Jordan Greenby Jordan Green

Where does the trickery end where it concerns state Sen. Trudy Wade’s bill to redraw electoral districts and overhaul the governance structure of Greensboro?

Among a recent number of strange developments was a resolution of support from the Greensboro NAACP just in time for a committee vote on the legislation. But as the News & Record reported, an official of the state NAACP told the committee that the local chapter had violated the organization’s internal rules by not vetting the resolution with the state conference. Then it turns out that the resolution came about from a closely split vote of the executive committee, with Skip Alston, Earl Jones and Hurley Derrickson pushing support for the redistricting proposal. Strangely, among the Triad’s bounty of reporting outlets, only the conservative weekly Rhino Times received the press release announcing the local chapter’s support. By Sunday, the News & Record’s Amanda Lehmert reported, the membership of the Greensboro NAACP had revolted and voted to vacate the executive committee’s decision.

The Wade redistricting plan is unpopular with the black community in Greensboro and unpopular with the white community in Greensboro. It’s unpopular with the citizens of Greensboro. It’s unpopular with everyone except self-interested business players and political cronies.

Around the same time that Wade was playing the flimsy NAACP card, local developer Roy Carroll sent an email to News & Record Editorial Editor Allen Johnson indicating that he no longer supports the proposal (don’t believe it for a minute).

The plan is unpopular with the black community in particular because while it would increase black representation on city council, it would also wipe out the progressive-centrist leadership with which the black community has formed an effective coalition to advance its interests. Who doesn’t remember that it was future mayor Nancy Vaughan — then an at-large council member — who reversed plans to open the White Street Landfill in northeast Greensboro when she obtained a ruling freeing her from a conflict of interest so that she could vote? Trudy Wade, then a council member in the temporary conservative rump majority, certainly does.

Ask the black community if their interests were advanced when a Republican-imposed redistricting plan cut out the base of support for Kirk Perkins, a white moderate Democrat who often voted with the three black members on the Guilford County Commission. Skip Alston remembers; he was part of the Democratic majority that was wiped out by the redistricting plan.

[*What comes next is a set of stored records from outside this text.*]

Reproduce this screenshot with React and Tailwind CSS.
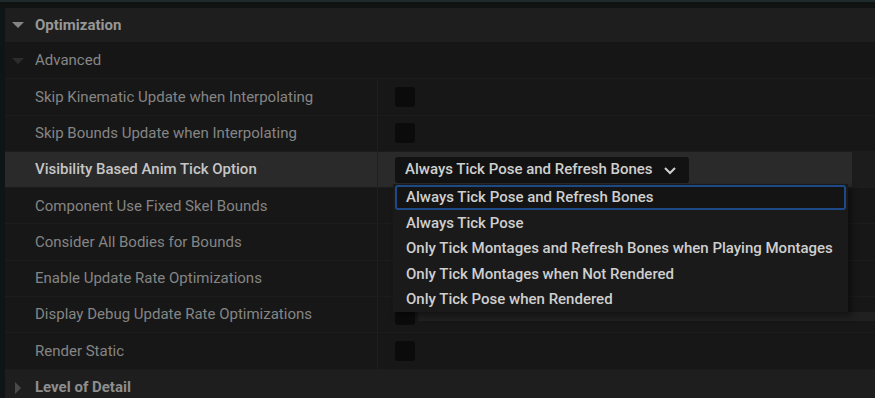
const rows = [
  { label: "Skip Kinematic Update when Interpolating", check: true },
  { label: "Skip Bounds Update when Interpolating", check: true },
  { label: "Visibility Based Anim Tick Option", combo: true },
  { label: "Component Use Fixed Skel Bounds", check: true },
  { label: "Consider All Bodies for Bounds", check: true },
  { label: "Enable Update Rate Optimizations", check: true },
  { label: "Display Debug Update Rate Optimizations", check: true },
  { label: "Render Static", check: true },
];

const options = [
  "Always Tick Pose and Refresh Bones",
  "Always Tick Pose",
  "Only Tick Montages and Refresh Bones when Playing Montages",
  "Only Tick Montages when Not Rendered",
  "Only Tick Pose when Rendered",
];

function Tri({ down, color }) {
  return (
    <svg width="12" height="12" viewBox="0 0 12 12" className="shrink-0">
      {down ? (
        <path d="M0 3 L12 3 L6 9 Z" fill={color} />
      ) : (
        <path d="M3 0 L9 6 L3 12 Z" fill={color} />
      )}
    </svg>
  );
}

function Check() {
  return <div className="w-[20px] h-[20px] rounded-[3px] bg-[#0b0b0b]" />;
}

function Row({ row }) {
  const hot = row.combo;
  return (
    <div
      className={`flex h-[36.3px] border-b border-[#1c1c1c] ${
        hot ? "bg-[#2a2a2a]" : "bg-[#171717]"
      }`}
    >
      <div
        className={`w-[373px] flex items-center pl-[30px] border-r border-[#1f1f1f] ${
          hot ? "text-[#c6c6c6] font-medium" : "text-[#858585]"
        }`}
      >
        {row.label}
      </div>
      <div className="flex-1 flex items-center pl-[17px]">
        {row.check && <Check />}
        {row.combo && (
          <div className="w-[294px] h-[26px] rounded-[3px] bg-[#121212] flex items-center justify-between pl-[10px] pr-[12px] text-[#cfcfcf] font-medium">
            <span>Always Tick Pose and Refresh Bones</span>
            <svg width="14" height="14" viewBox="0 0 14 14">
              <path d="M2 5 L7 10 L12 5" stroke="#d0d0d0" strokeWidth="2" fill="none" />
            </svg>
          </div>
        )}
      </div>
      <div className={`w-[23px] ${hot ? "bg-[#1c1c1c]" : ""}`} />
    </div>
  );
}

export default function App() {
  return (
    <div
      className="relative w-[875px] h-[398px] overflow-hidden bg-[#121414] text-[15px]"
      style={{ fontFamily: "Roboto, 'Liberation Sans', sans-serif" }}
    >
      <div className="h-[2px] bg-[#1e2a2c]" />
      <div className="h-[6px] bg-[#111212]" />
      <div className="flex">
        <div className="w-[5px] bg-[#0f1517]" />
        <div className="flex-1 flex flex-col">
          {/* Optimization header */}
          <div className="h-[35px] bg-[#1e1e1e] flex items-center gap-[11px] pl-[7px] border-b border-[#161616]">
            <Tri down color="#858585" />
            <span className="font-bold text-[#979797]">Optimization</span>
          </div>
          {/* Advanced */}
          <div className="h-[36.3px] bg-[#161616] flex items-center gap-[11px] pl-[7px] border-b border-[#1c1c1c]">
            <Tri down color="#2c2c2c" />
            <span className="text-[#868686]">Advanced</span>
          </div>
          {rows.map((r) => (
            <Row key={r.label} row={r} />
          ))}
          {/* Level of Detail */}
          <div className="h-[36px] bg-[#1e1e1e] flex items-center gap-[11px] pl-[7px]">
            <Tri color="#4a4a4a" />
            <span className="font-bold text-[#8e8e8e]">Level of Detail</span>
          </div>
        </div>
      </div>

      {/* dropdown menu */}
      <div className="absolute left-[418px] top-[312px] w-[457px] h-[9px] bg-[#202020]" />
      <div className="absolute left-[393px] top-[184px] w-[455px] h-[128px] bg-[#1a1a1a] shadow-[4px_4px_6px_rgba(0,0,0,0.4)] pt-[1px] px-[2px] text-[#cfcfcf] font-medium">
        {options.map((o, i) => (
          <div
            key={o}
            className={`h-[25.4px] flex items-center pl-[9px] rounded-[3px] ${
              i === 0 ? "border-2 border-[#1d4a86] bg-[#141414]" : "border-2 border-transparent"
            }`}
          >
            {o}
          </div>
        ))}
      </div>
    </div>
  );
}
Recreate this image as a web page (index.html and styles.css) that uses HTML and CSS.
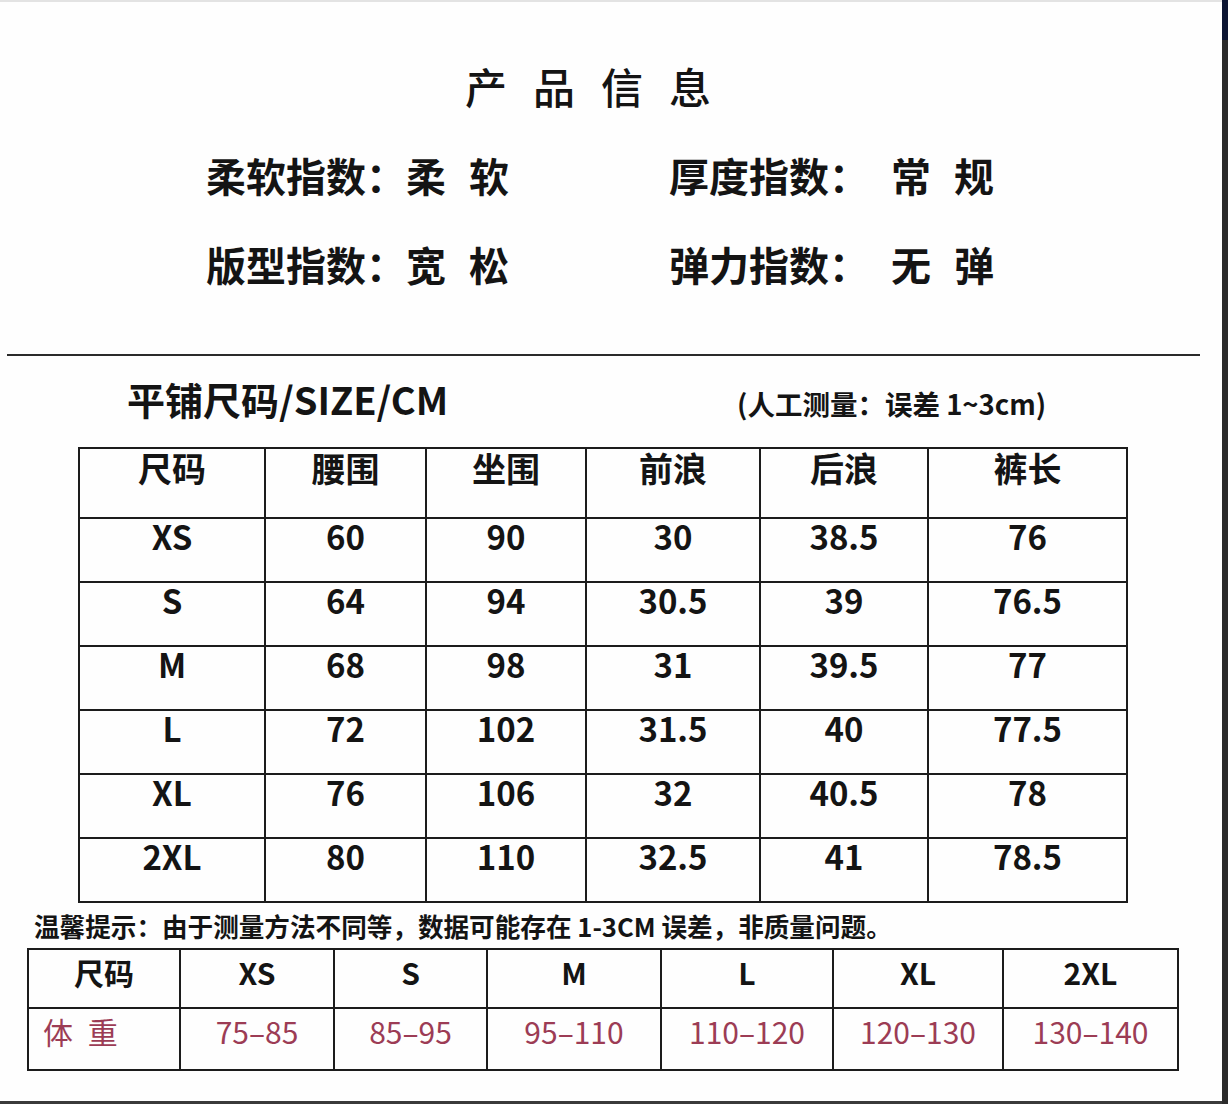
FILE: index.html
```html
<!DOCTYPE html>
<html lang="zh-CN">
<head>
<meta charset="utf-8">
<title>产品信息</title>
<link rel="stylesheet" href="styles.css">
</head>
<body>
<div class="frame">
  <main class="page">
    <h1 class="title">产品信息</h1>
    <section class="specs">
      <span class="spec-label">柔软指数：</span><span class="spec-value">柔 软</span>
      <span class="spec-label">厚度指数：</span><span class="spec-value">常 规</span>
      <span class="spec-label">版型指数：</span><span class="spec-value">宽 松</span>
      <span class="spec-label">弹力指数：</span><span class="spec-value">无 弹</span>
    </section>
    <hr class="rule">
    <div class="size-head">
      <h2 class="size-title">平铺尺码/SIZE/CM</h2>
      <span class="size-note">(人工测量：误差 1~3cm)</span>
    </div>
    <table class="size-table">
      <colgroup>
        <col style="width:186px"><col style="width:161px"><col style="width:160px"><col style="width:174px"><col style="width:168px"><col style="width:199px">
      </colgroup>
      <thead>
        <tr><th>尺码</th><th>腰围</th><th>坐围</th><th>前浪</th><th>后浪</th><th>裤长</th></tr>
      </thead>
      <tbody>
        <tr><td>XS</td><td>60</td><td>90</td><td>30</td><td>38.5</td><td>76</td></tr>
        <tr><td>S</td><td>64</td><td>94</td><td>30.5</td><td>39</td><td>76.5</td></tr>
        <tr><td>M</td><td>68</td><td>98</td><td>31</td><td>39.5</td><td>77</td></tr>
        <tr><td>L</td><td>72</td><td>102</td><td>31.5</td><td>40</td><td>77.5</td></tr>
        <tr><td>XL</td><td>76</td><td>106</td><td>32</td><td>40.5</td><td>78</td></tr>
        <tr><td>2XL</td><td>80</td><td>110</td><td>32.5</td><td>41</td><td>78.5</td></tr>
      </tbody>
    </table>
    <p class="tip">温馨提示：由于测量方法不同等，数据可能存在 1-3CM 误差，非质量问题。</p>
    <table class="weight-table">
      <colgroup>
        <col style="width:152px"><col style="width:154px"><col style="width:153px"><col style="width:174px"><col style="width:172px"><col style="width:170px"><col style="width:175px">
      </colgroup>
      <tbody>
        <tr class="w-head"><th>尺码</th><th>XS</th><th>S</th><th>M</th><th>L</th><th>XL</th><th>2XL</th></tr>
        <tr class="w-row"><th class="w-label">体 重</th><td>75–85</td><td>85–95</td><td>95–110</td><td>110–120</td><td>120–130</td><td>130–140</td></tr>
      </tbody>
    </table>
  </main>
  <div class="edge"></div>
</div>
</body>
</html>
```

FILE: styles.css
```css
html, body {
  margin: 0;
  padding: 0;
  background: #ffffff;
}

body {
  font-family: "Noto Sans CJK SC", "Noto Sans", sans-serif;
  color: #141414;
}

.frame {
  display: flex;
  width: 1228px;
  height: 1104px;
  overflow: hidden;
}

.page {
  flex: 1;
  box-sizing: border-box;
  border-top: 2px solid #e3e3e3;
  border-bottom: 3px solid #3a3a3a;
  padding-top: 54px;
  background: #fefefe;
}

.edge {
  width: 6px;
  background: linear-gradient(#0c1633 0, #0c1633 40px, #2b2b2b 40px);
}

.title {
  margin: 0;
  font-size: 42px;
  line-height: 60px;
  font-weight: 500;
  letter-spacing: 26px;
  text-align: center;
  padding-right: 20px;
}

.specs {
  display: grid;
  grid-template-columns: 200px 263px 222px auto;
  row-gap: 29px;
  margin-top: 29px;
  padding-left: 206px;
  font-size: 40px;
  line-height: 60px;
  font-weight: 700;
  white-space: nowrap;
}

.spec-value {
  word-spacing: 14px;
}

.rule {
  margin: 60px 0 0 7px;
  width: 1193px;
  height: 2px;
  border: 0;
  background: #2a2a2a;
}

.size-head {
  display: grid;
  grid-template-columns: 610px auto;
  align-items: baseline;
  margin-top: 21px;
  padding-left: 127px;
  white-space: nowrap;
}

.size-title {
  margin: 0;
  font-size: 38px;
  line-height: 44px;
  font-weight: 700;
}

.size-note {
  font-size: 27.5px;
  font-weight: 700;
}

.size-table {
  border-collapse: collapse;
  table-layout: fixed;
  width: 1050px;
  margin: 24px 0 0 78px;
}

.size-table th,
.size-table td {
  border: 2px solid #1c1c1c;
  padding: 0;
  vertical-align: top;
  text-align: center;
}

.size-table th {
  height: 68px;
  font-size: 34px;
  line-height: 38px;
  font-weight: 700;
}

.size-table td {
  height: 62px;
  font-size: 33px;
  line-height: 34px;
  font-weight: 600;
}

.tip {
  margin: 8px 0 0 34px;
  font-size: 25.6px;
  line-height: 30px;
  font-weight: 700;
  white-space: nowrap;
}

.weight-table {
  border-collapse: collapse;
  table-layout: fixed;
  width: 1152px;
  margin: 7px 0 0 27px;
}

.weight-table th,
.weight-table td {
  border: 2px solid #1c1c1c;
  padding: 0;
  vertical-align: top;
  text-align: center;
}

.w-head th {
  height: 53px;
  padding-top: 4px;
  font-size: 30px;
  line-height: 36px;
  font-weight: 700;
}

.w-row th,
.w-row td {
  height: 57px;
  padding-top: 3px;
  font-size: 30px;
  line-height: 38px;
  font-weight: 400;
  color: #9c3c55;
}

.w-row .w-label {
  text-align: left;
  padding-left: 14px;
  font-size: 30px;
  word-spacing: 8px;
}
```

The Wade plan for Greensboro mirrors at the local level the manner in which Republicans redrew districts for the General Assembly and the state’s congressional delegation in 2011. They targeted white moderate and progressive lawmakers by double-bunking them or drawing them into Republican-friendly districts, while increasing the number of seats held by black Democratic lawmakers. It’s not as magnanimous a gesture as you might think: What does it matter how many black lawmakers are in Raleigh if they don’t have progressive allies to join forces and advance legislation that benefits their constituents?

The state Senate seat for urban Winston-Salem is a case in point. Linda Garrou, a white moderate Democrat, was one of the most powerful lawmakers in the chamber as chair of Appropriations before her party lost control of the legislature in 2010. The next year, the Republicans drew her out of her district, openly arguing that the district should have black representation. While her predecessor allocated dollars for teacher salaries and early-childhood education, Earline Parmon, the black Democrat who won the seat in 2012, found her voice as a protest leader with the Moral Monday movement. So diminished is the prestige of the seat, stripped of the power of the majority to enact legislation, that Parmon resigned to join the staff of US Rep. Alma Adams.

What Alston shares with many of the others in the strange coalition behind Wade, including Earl Jones and former Greensboro mayor Robbie Perkins, is that they’ve experienced recent political defeats and their prospects for getting back in the game could only benefit from a shakeup.

When Alston tried to unseat state Sen. Gladys Robinson in last year’s Democratic primary, he touted his ability to work with Wade, a longtime ally, while slamming his opponent as “ineffective.” For all his bluster about defending the interests of the black community, Alston is a dealmaker and an accommodationist. The voters of state Sen. District 28 resoundingly rejected Alston and re-elected Robinson, an uncompromising foe of the Republican agenda.

The white conservatives can deny that the Wade redistricting proposal is part of a scheme to reopen the White Street Landfill. Opportunists like Alston can deny that their backing of Wade is a political chit they hope to exchange for state funding of the International Civil Rights Center & Museum, of which Alston and Jones are the cofounders. Let’s wait and see.

No one said it better than Joyce Johnson, a black leader in Greensboro since the late ’60s.

“We are forgiving spirits, but you need to take ownership for the role you have and continue to play and have the very dangerous possibility to play a more dangerous role in the future,” Johnson told Alston, according to an account in the News & Record. “You are my brother. You are my younger brother…. You have some wonderful gifts, but they have got to be used for the community and not for yourself.”